I assume you are talking about your experiences in SHIII compared to what you expect in SHIV.

Don't expect DD AI in SHIV to ALWAYS be more aggressive or lethal than SHIII. That would not be historically accurate. However due to the fact that 52 subs were lost in the Pac war and 5,200 submariners died, there should be times when you unexpectedly meet a lethal or lucky opponent.

Concerning the lack of hot zones due to sub activity, I have definitely seen evidence in SHIII that the AI does respond to attacks and sinkings where if I stuck around I would see aircraft and hunter patrols show up eventually. The ruling factor in SHIII appears to be spotting. If I was SEEN by any enemy (even if I shot them down or sunk) there would be follow-up patrols by the enemy. When this happens, I quietly leave the area or suffer unending attacks.

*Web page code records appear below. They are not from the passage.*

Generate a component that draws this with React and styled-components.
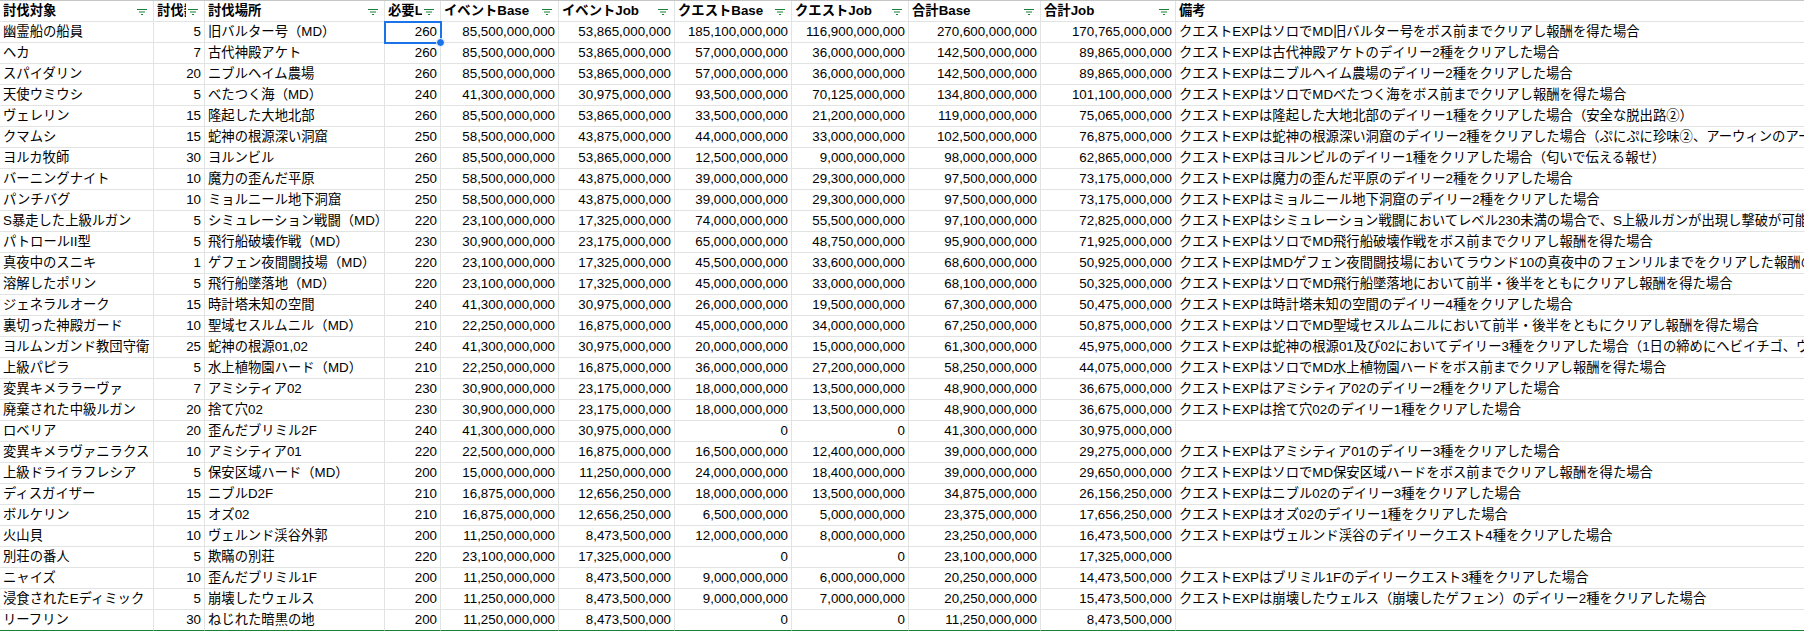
import React from 'react';
import styled, { createGlobalStyle } from 'styled-components';

const GlobalStyle = createGlobalStyle`
  body {
    margin: 0;
    background: #fff;
    overflow: hidden;
  }
`;

const widths = [154, 51, 180, 56, 118, 116, 117, 117, 132, 135, 900];

const headers = [
  '討伐対象', '討伐数', '討伐場所', '必要Lv', 'イベントBase', 'イベントJob',
  'クエストBase', 'クエストJob', '合計Base', '合計Job', '備考',
];

// 名前, 討伐数, 場所, Lv, イベントBase, イベントJob, クエストBase, クエストJob, 合計Base, 合計Job, 備考
const rows = [
  ['幽霊船の船員', 5, '旧バルター号（MD）', 260, 85500000000, 53865000000, 185100000000, 116900000000, 270600000000, 170765000000, 'クエストEXPはソロでMD旧バルター号をボス前までクリアし報酬を得た場合'],
  ['ヘカ', 7, '古代神殿アケト', 260, 85500000000, 53865000000, 57000000000, 36000000000, 142500000000, 89865000000, 'クエストEXPは古代神殿アケトのデイリー2種をクリアした場合'],
  ['スパイダリン', 20, 'ニブルヘイム農場', 260, 85500000000, 53865000000, 57000000000, 36000000000, 142500000000, 89865000000, 'クエストEXPはニブルヘイム農場のデイリー2種をクリアした場合'],
  ['天使ウミウシ', 5, 'べたつく海（MD）', 240, 41300000000, 30975000000, 93500000000, 70125000000, 134800000000, 101100000000, 'クエストEXPはソロでMDべたつく海をボス前までクリアし報酬を得た場合'],
  ['ヴェレリン', 15, '隆起した大地北部', 260, 85500000000, 53865000000, 33500000000, 21200000000, 119000000000, 75065000000, 'クエストEXPは隆起した大地北部のデイリー1種をクリアした場合（安全な脱出路②）'],
  ['クマムシ', 15, '蛇神の根源深い洞窟', 250, 58500000000, 43875000000, 44000000000, 33000000000, 102500000000, 76875000000, 'クエストEXPは蛇神の根源深い洞窟のデイリー2種をクリアした場合（ぷにぷに珍味②、アーウィンのアーティファクト②）'],
  ['ヨルカ牧師', 30, 'ヨルンビル', 260, 85500000000, 53865000000, 12500000000, 9000000000, 98000000000, 62865000000, 'クエストEXPはヨルンビルのデイリー1種をクリアした場合（匂いで伝える報せ）'],
  ['バーニングナイト', 10, '魔力の歪んだ平原', 250, 58500000000, 43875000000, 39000000000, 29300000000, 97500000000, 73175000000, 'クエストEXPは魔力の歪んだ平原のデイリー2種をクリアした場合'],
  ['パンチバグ', 10, 'ミョルニール地下洞窟', 250, 58500000000, 43875000000, 39000000000, 29300000000, 97500000000, 73175000000, 'クエストEXPはミョルニール地下洞窟のデイリー2種をクリアした場合'],
  ['S暴走した上級ルガン', 5, 'シミュレーション戦闘（MD）', 220, 23100000000, 17325000000, 74000000000, 55500000000, 97100000000, 72825000000, 'クエストEXPはシミュレーション戦闘においてレベル230未満の場合で、S上級ルガンが出現し撃破が可能な場合'],
  ['パトロールII型', 5, '飛行船破壊作戦（MD）', 230, 30900000000, 23175000000, 65000000000, 48750000000, 95900000000, 71925000000, 'クエストEXPはソロでMD飛行船破壊作戦をボス前までクリアし報酬を得た場合'],
  ['真夜中のスニキ', 1, 'ゲフェン夜間闘技場（MD）', 220, 23100000000, 17325000000, 45500000000, 33600000000, 68600000000, 50925000000, 'クエストEXPはMDゲフェン夜間闘技場においてラウンド10の真夜中のフェンリルまでをクリアした報酬の場合'],
  ['溶解したポリン', 5, '飛行船墜落地（MD）', 220, 23100000000, 17325000000, 45000000000, 33000000000, 68100000000, 50325000000, 'クエストEXPはソロでMD飛行船墜落地において前半・後半をともにクリアし報酬を得た場合'],
  ['ジェネラルオーク', 15, '時計塔未知の空間', 240, 41300000000, 30975000000, 26000000000, 19500000000, 67300000000, 50475000000, 'クエストEXPは時計塔未知の空間のデイリー4種をクリアした場合'],
  ['裏切った神殿ガード', 10, '聖域セスルムニル（MD）', 210, 22250000000, 16875000000, 45000000000, 34000000000, 67250000000, 50875000000, 'クエストEXPはソロでMD聖域セスルムニルにおいて前半・後半をともにクリアし報酬を得た場合'],
  ['ヨルムンガンド教団守衛', 25, '蛇神の根源01,02', 240, 41300000000, 30975000000, 20000000000, 15000000000, 61300000000, 45975000000, 'クエストEXPは蛇神の根源01及び02においてデイリー3種をクリアした場合（1日の締めにヘビイチゴ、ヴァナルガンドの牙）'],
  ['上級パピラ', 5, '水上植物園ハード（MD）', 210, 22250000000, 16875000000, 36000000000, 27200000000, 58250000000, 44075000000, 'クエストEXPはソロでMD水上植物園ハードをボス前までクリアし報酬を得た場合'],
  ['変異キメララーヴァ', 7, 'アミシティア02', 230, 30900000000, 23175000000, 18000000000, 13500000000, 48900000000, 36675000000, 'クエストEXPはアミシティア02のデイリー2種をクリアした場合'],
  ['廃棄された中級ルガン', 20, '捨て穴02', 230, 30900000000, 23175000000, 18000000000, 13500000000, 48900000000, 36675000000, 'クエストEXPは捨て穴02のデイリー1種をクリアした場合'],
  ['ロベリア', 20, '歪んだブリミル2F', 240, 41300000000, 30975000000, 0, 0, 41300000000, 30975000000, ''],
  ['変異キメラヴァニラクス', 10, 'アミシティア01', 220, 22500000000, 16875000000, 16500000000, 12400000000, 39000000000, 29275000000, 'クエストEXPはアミシティア01のデイリー3種をクリアした場合'],
  ['上級ドライラフレシア', 5, '保安区域ハード（MD）', 200, 15000000000, 11250000000, 24000000000, 18400000000, 39000000000, 29650000000, 'クエストEXPはソロでMD保安区域ハードをボス前までクリアし報酬を得た場合'],
  ['ディスガイザー', 15, 'ニブルD2F', 210, 16875000000, 12656250000, 18000000000, 13500000000, 34875000000, 26156250000, 'クエストEXPはニブル02のデイリー3種をクリアした場合'],
  ['ボルケリン', 15, 'オズ02', 210, 16875000000, 12656250000, 6500000000, 5000000000, 23375000000, 17656250000, 'クエストEXPはオズ02のデイリー1種をクリアした場合'],
  ['火山貝', 10, 'ヴェルンド渓谷外郭', 200, 11250000000, 8473500000, 12000000000, 8000000000, 23250000000, 16473500000, 'クエストEXPはヴェルンド渓谷のデイリークエスト4種をクリアした場合'],
  ['別荘の番人', 5, '欺瞞の別荘', 220, 23100000000, 17325000000, 0, 0, 23100000000, 17325000000, ''],
  ['ニャイズ', 10, '歪んだブリミル1F', 200, 11250000000, 8473500000, 9000000000, 6000000000, 20250000000, 14473500000, 'クエストEXPはブリミル1Fのデイリークエスト3種をクリアした場合'],
  ['浸食されたEディミック', 5, '崩壊したウェルス', 200, 11250000000, 8473500000, 9000000000, 7000000000, 20250000000, 15473500000, 'クエストEXPは崩壊したウェルス（崩壊したゲフェン）のデイリー2種をクリアした場合'],
  ['リーフリン', 30, 'ねじれた暗黒の地', 200, 11250000000, 8473500000, 0, 0, 11250000000, 8473500000, ''],
];

const Sheet = styled.div`
  display: grid;
  grid-template-columns: ${widths.map((w) => `${w}px`).join(' ')};
  grid-auto-rows: 21px;
  border-top: 1px solid #c4c7c5;
  font-family: "Liberation Sans", "Noto Sans CJK JP", sans-serif;
  font-size: 13.33px;
  color: #000;
  width: max-content;
`;

const HeaderCell = styled.div`
  display: flex;
  align-items: center;
  gap: 2px;
  padding: 0 6px 0 3px;
  border-right: 1px solid #e2e3e3;
  border-bottom: 1px solid #e2e3e3;
  font-weight: bold;
  white-space: nowrap;
  min-width: 0;
`;

const HeaderText = styled.span`
  flex: 1;
  overflow: hidden;
  line-height: 20px;
`;

const FilterIcon = styled.svg`
  flex: none;
  width: 10px;
  height: 6px;
  margin-top: 2px;
`;

const Cell = styled.div`
  position: relative;
  padding: 0 3px;
  line-height: 20px;
  white-space: nowrap;
  overflow: ${(p) => (p.$overflow ? 'visible' : 'hidden')};
  text-align: ${(p) => (p.$num ? 'right' : 'left')};
  border-right: 1px solid #e2e3e3;
  border-bottom: 1px solid ${(p) => (p.$last ? '#188038' : '#e2e3e3')};
  min-width: 0;

  ${(p) => p.$selected && `
    z-index: 2;
    outline: 2px solid #1a73e8;
    outline-offset: -1px;
    &::after {
      content: '';
      position: absolute;
      right: -5px;
      bottom: -5px;
      width: 7px;
      height: 7px;
      border-radius: 50%;
      background: #1a73e8;
      border: 1px solid #fff;
    }
  `}
`;

const Filter = () => (
  <FilterIcon viewBox="0 0 10 6">
    <rect x="0" y="0" width="10" height="1" fill="#188038" />
    <rect x="2" y="2.5" width="6" height="1" fill="#188038" />
    <rect x="4" y="5" width="2" height="1" fill="#188038" />
  </FilterIcon>
);

const fmt = (v) => (typeof v === 'number' ? v.toLocaleString('en-US') : v);

export default function App() {
  return (
    <>
      <GlobalStyle />
      <Sheet>
        {headers.map((h, i) => (
          <HeaderCell key={h}>
            <HeaderText>{h}</HeaderText>
            {i < headers.length - 1 && <Filter />}
          </HeaderCell>
        ))}
        {rows.map((row, r) =>
          row.map((v, c) => (
            <Cell
              key={`${r}-${c}`}
              $num={typeof v === 'number'}
              $last={r === rows.length - 1}
              $selected={r === 0 && c === 3}
              $overflow={r === 0 && c === 3}
            >
              {fmt(v)}
            </Cell>
          ))
        )}
      </Sheet>
    </>
  );
}
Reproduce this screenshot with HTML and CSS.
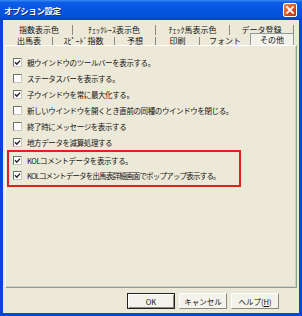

In the Pac the best hunting should be near ports, but they will also be heavily patrolled making them very dangerous.

Historically, 1.5 percent of the nation's naval manpower sinking one-half of the Japanese tonnage would indicate there will be a target-rich environment and the fleet boats will be tough to sink compared to the Germans. In addition, the Pac boats had the latest technology the Allies could produce (with the exception of the torps.)

How do you know that in SHIII there were no damage or noise effects that affected your chances of detection and being sunk?
Just because you didn't get a text message telling you "...the compressor is making too much noise sir..." doesn't mean the game logic did not account for some of these things. Remember when you selected Silent Running you elected to forsake repairs and the noise that made. That is indication SHIII likely had some logic in place for the effect of repair noise.

I think it's important in our speculations to avoid the these assumptions:
1) The game logic in SHIV will be unaltered ports of SHI or III.
2) SHIV will be like SHIII with different visuals and map.

I've seen no evidence these two are likely based on past releases.

What controls game development more than anything are:
Skill, size, and enthusiasm of the development team.
Time/Budget.
Current devel technology available.
Target consumer technology available.

Market pressures as in potential sales and purchaser requests are a relatively small part of the picture (except for the facets that contributed to the investment decisions) although SHIII worked hard at the last moment to include a requested feature. The dynamic campaign came close to not being there.

When programmers can make AI as smart as humans, it's time for them to stop creating games and switch to creating millennium man robots. They'll make a lot more money. Games that cannot be won by humans playing at the highest reality level will not be well-received by the majority of gamers. Each person has their own challenge assessment. Some think the SHIII at highest is too hard, some too easy. For me, I can no longer spend 50 hours a week gaming.

What I CAN expect from past releases:
1) Game play will be more or less historically pertinent to the theater and time period.
2) Graphics will exceed expectations and game logic will take a measurable back seat.
3) There will be notable bugs at release that will be patched after sales have begun and the sales are positive enough to warrant the added investment.

Point two is unfortunately due to human behavior. Many people will buy and play a game once or twice even if they're uninterested if the graphic representation wowed them. Some people will play a flawed game for the graphics only. I call these people TV Gamers.
Lots of eye movement, little cognitive activity.